That was number three in the original list of problems on my email.  I
think it's solvable reasonably easily (as I outlined).

> > > > At least for kprobes, the correct way to do this is to specify the
> > > > probe point by symbol and offset.
> > > 
> > > But there won't be just kprobes.  Much of this code was built with
> > > anticipation of user-space probing, and there the kernel won't have a
> > > similar mechanism.  Similarly, the code is written to work with old
> > > kernels too - ones that predate the symbol+offset kprobe API.
> > 
> > OK ... you've got me there ... why would user space probing necessitate
> > resolution of kernel space symbols?  Surely you plan to use an exported
> > module API of utrace or whatever the agreed framework is?
> 
> Of course, but for our purposes, the kernel will be just one amongst
> many probing targets.  We will be tracking multiple symbol tables and
> unwind data for user-space.

You're going to hand roll your own symbol resolution for user space too?
Isn't it pretty easy simply to get ld.so to do that for you?

> > > Unless someone is about to rip out pure address-based kprobes, I see
> > > no reason to complicate the code.
> > 
> > If you actually look, you'll see that pure addressed based kprobes still
> > work.
> 
> No need for the snark.  I know they work; we've been using them for
> years.  I am simply happy to stay with them.

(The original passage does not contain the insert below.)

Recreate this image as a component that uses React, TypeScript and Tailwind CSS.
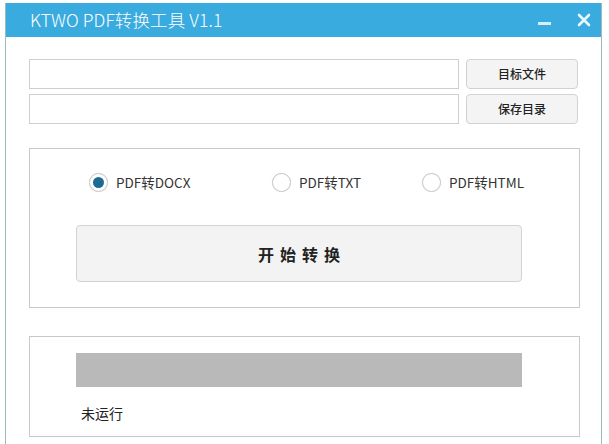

I meant if you read the patch I posted, I made sure that pure addressed
based kprobes still work even when they have to use the
symbol_name/offset resolution method ... the new code just works out the
closest symbol and applies an offset.

> > Also, I think you'll find it simplifies the code, since tons of the
> > runtime junk that duplicate the in-kernel symbol resolution can be
> > thrown out, plus the corresponding pieces of systemtap that have to
> > worry about this.
> 
> Again, please consider user-space.  The runtime will need similar
> symbol resolution code *for user space* anyway.  Keeping it in there
> for the kernel is no incremental complexity - if anything, the
> opposite.

I really think there might have to be separate runtime pieces for user
space and for the kernel.  Trying to build a single scheme that works in
both places looks cumbersome.  In the separate case, the kernel piece,
which is potentially movable inside the kernel, becomes a lot simpler.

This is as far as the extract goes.